Nun, die Jahre vergehen, die Beziehung hält an, Kind hat Matura, Nichtmehrsoganz-Teenager-Freund erfolgreich, glücklich und gut in der Arbeiterwelt. Majestät belieben etwa im Wochenrhythmus das Kind auf die miserable Partnerwahl hinzuweisen, bemängelt abwechselnd Herkunft, Vermögen und Ausbildungsstand. Madame bemüht sich um Schlichtung, irgendwann verfallen Majestät schließlich in resigniertes Schweigen - allerdings, nachdem Ihre stichelnde Durchlaucht die bemerkenswerte Beobachtung gemacht hat, dass das Schwiegerkind wenigstens nicht stinke.
Nach
weiteren Jahren dann die langersehnte Trennung.
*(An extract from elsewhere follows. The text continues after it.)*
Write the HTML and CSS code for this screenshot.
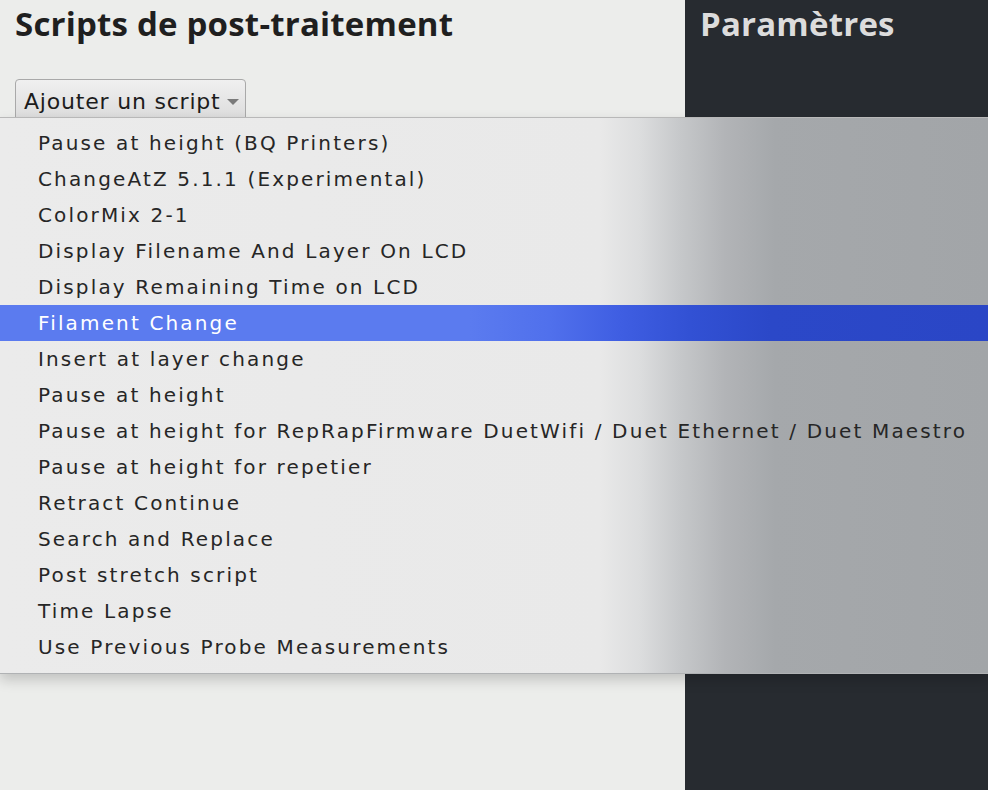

In Frieden und
Freundlichkeit gehen Kind und Ex-Schwiegerkind getrennte Wege, beide
keine Sekunde die lange Beziehung bereuend.
Majestät
kommen kleinlaut zum Kinde, beginnend mit einer geflüsterten
Entschuldigung. Ja, Majestät müsse sich entschuldigen. Nicht etwa
für die wöchentlichen
Demütigungen und
Hassreden gegen den Ex-Partner, die jahrelangen Gemeinheiten und
Unterstellungen, nein, Majestät entschuldigen sich dafür, dass
Majestät nicht eher erkannt haben, dass das eigene Kind auch ohne
väterliche Hilfe fähig gewesen sei, diese unsägliche Beziehung zu
beenden.
Aus der königlichen Pathologie:
Selbstdefinition: Es ist völlig egal, ob das Kind glücklich ist oder nicht - die Beziehungen der eigenen Kinder sind einzig und allein weitere Statussymbole für die aktuelle Selbstdefinition von Majestät. Im schlimmsten Fall erzeugt der Narzisst damit eine Trotzreaktion, die dann tatsächlich zu einer unglücklichen Beziehung führen kann. Bleibt nur: Geheimhaltung des Partners oder völliges Ignorieren der väterlichen Ratschläge. Fragt sich nur, ob das gelingt.Realitätseinschätzung: ein leidiges Thema. Dass die eigenen Unzulänglichkeiten anderen vorgeworfen werden, wird nicht erkannt. Im Gegenzug ignoriert man dann aber auch die Haltung des Kindes. Ist ja auch irgendwie fair, nicht?